The graphical display of the distribution of orientations and/or dips is an important way of communicating the information. A number of basic diagrams are in use. The selection of an appropriate graphical model will be influenced by the objectives of the study, the precision of the data, the number of pebbles per sample, and the number of samples. It should be borne in mind that it is difficult for readers to visually compare and contrast a large number of fabric diagrams. The perception. of changes in fabrics is difficult when the number exceeds about 15.
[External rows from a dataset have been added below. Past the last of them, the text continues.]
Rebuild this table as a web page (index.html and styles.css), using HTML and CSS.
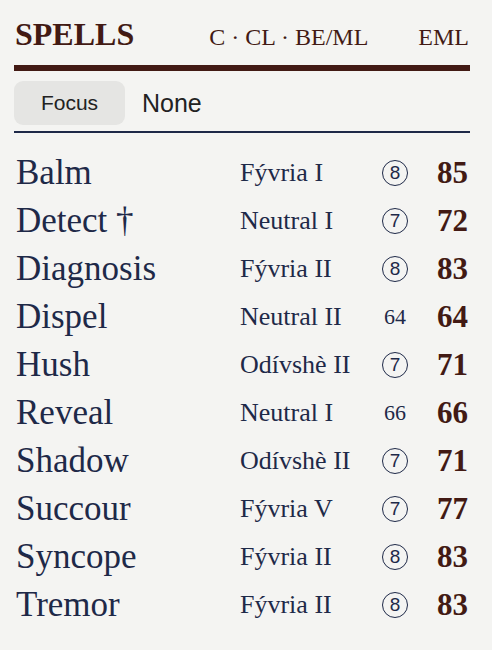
FILE: index.html
```html
<!DOCTYPE html>
<html>
<head>
<meta charset="utf-8">
<link rel="stylesheet" href="styles.css">
</head>
<body>
<div class="panel">
  <div class="head">
    <span class="title">SPELLS</span>
    <span class="cols">C · CL · BE/ML</span>
    <span class="eml-h">EML</span>
  </div>
  <div class="focus">
    <span class="focus-btn">Focus</span>
    <span class="focus-val">None</span>
  </div>
  <div class="list">
    <div class="row"><span class="name">Balm</span><span class="school">Fývria I</span><span class="cl"><span class="circ">8</span></span><span class="eml">85</span></div>
    <div class="row"><span class="name">Detect †</span><span class="school">Neutral I</span><span class="cl"><span class="circ">7</span></span><span class="eml">72</span></div>
    <div class="row"><span class="name">Diagnosis</span><span class="school">Fývria II</span><span class="cl"><span class="circ">8</span></span><span class="eml">83</span></div>
    <div class="row"><span class="name">Dispel</span><span class="school">Neutral II</span><span class="cl"><span class="num">64</span></span><span class="eml">64</span></div>
    <div class="row"><span class="name">Hush</span><span class="school">Odívshè II</span><span class="cl"><span class="circ">7</span></span><span class="eml">71</span></div>
    <div class="row"><span class="name">Reveal</span><span class="school">Neutral I</span><span class="cl"><span class="num">66</span></span><span class="eml">66</span></div>
    <div class="row"><span class="name">Shadow</span><span class="school">Odívshè II</span><span class="cl"><span class="circ">7</span></span><span class="eml">71</span></div>
    <div class="row"><span class="name">Succour</span><span class="school">Fývria V</span><span class="cl"><span class="circ">7</span></span><span class="eml">77</span></div>
    <div class="row"><span class="name">Syncope</span><span class="school">Fývria II</span><span class="cl"><span class="circ">8</span></span><span class="eml">83</span></div>
    <div class="row"><span class="name">Tremor</span><span class="school">Fývria II</span><span class="cl"><span class="circ">8</span></span><span class="eml">83</span></div>
  </div>
</div>
</body>
</html>
```
FILE: styles.css
```css
html, body {
  margin: 0;
  padding: 0;
  background: #f4f4f2;
}
.panel {
  padding: 14px 22px 0 14px;
  font-family: "Liberation Serif", serif;
  color: #1e2948;
}
.head {
  display: flex;
  align-items: baseline;
  height: 57px;
  box-sizing: border-box;
  padding: 0 1px 7px;
  border-bottom: 6px solid #421a14;
  color: #421a14;
}
.title {
  font-size: 32px;
  font-weight: bold;
  line-height: 40px;
}
.cols {
  font-size: 24px;
  margin-left: auto;
  margin-right: 50px;
}
.eml-h {
  font-size: 24px;
}
.focus {
  display: flex;
  align-items: center;
  height: 62px;
  box-sizing: border-box;
  padding-top: 4px;
  border-bottom: 2px solid #1e2948;
  font-family: "Liberation Sans", Arial, sans-serif;
  color: #222;
}
.focus-btn {
  width: 111px;
  height: 44px;
  background: #e5e5e3;
  border-radius: 9px;
  display: flex;
  align-items: center;
  justify-content: center;
  font-size: 21px;
}
.focus-val {
  margin-left: 17px;
  font-size: 25px;
}
.list {
  padding-top: 16px;
}
.row {
  display: grid;
  grid-template-columns: 226px 140px 30px 1fr;
  align-items: center;
  height: 48px;
}
.name {
  font-size: 35px;
  padding-left: 2px;
}
.school {
  font-size: 26px;
}
.cl {
  display: flex;
  justify-content: center;
  font-size: 22px;
}
.circ {
  width: 24px;
  height: 24px;
  border: 1.6px solid #1e2948;
  border-radius: 50%;
  display: flex;
  align-items: center;
  justify-content: center;
  font-family: "Liberation Sans", Arial, sans-serif;
  font-size: 19px;
}
.eml {
  text-align: right;
  font-size: 31px;
  font-weight: bold;
  color: #421a14;
  padding-right: 2px;
}
```
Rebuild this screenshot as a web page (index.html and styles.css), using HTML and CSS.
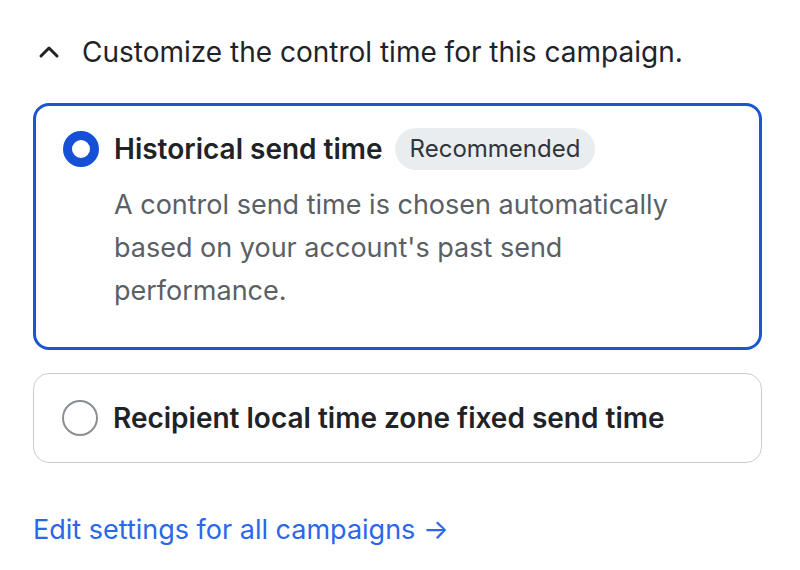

The most common form of the rose-diagram portrays the number, or proportion of pebbles in different azimuthal classes. It is easy to construct and conveys a strong visual message, but it results in a loss of information and the visual impact can be altered by changing class intervals and the starting point. For example, instead of grouping orientations into 20° class intervals starting at 040°, a 10° interval might be used starting at 035° and possibly would result in a quite different pattern. Also the repetition of the frequencies through 180° tends to magnify the strength of the fabric. To provide a partial counterbalance to this last point it is more meaningful to plot the data with the sense of direction given. Dips can be plotted in a similar way.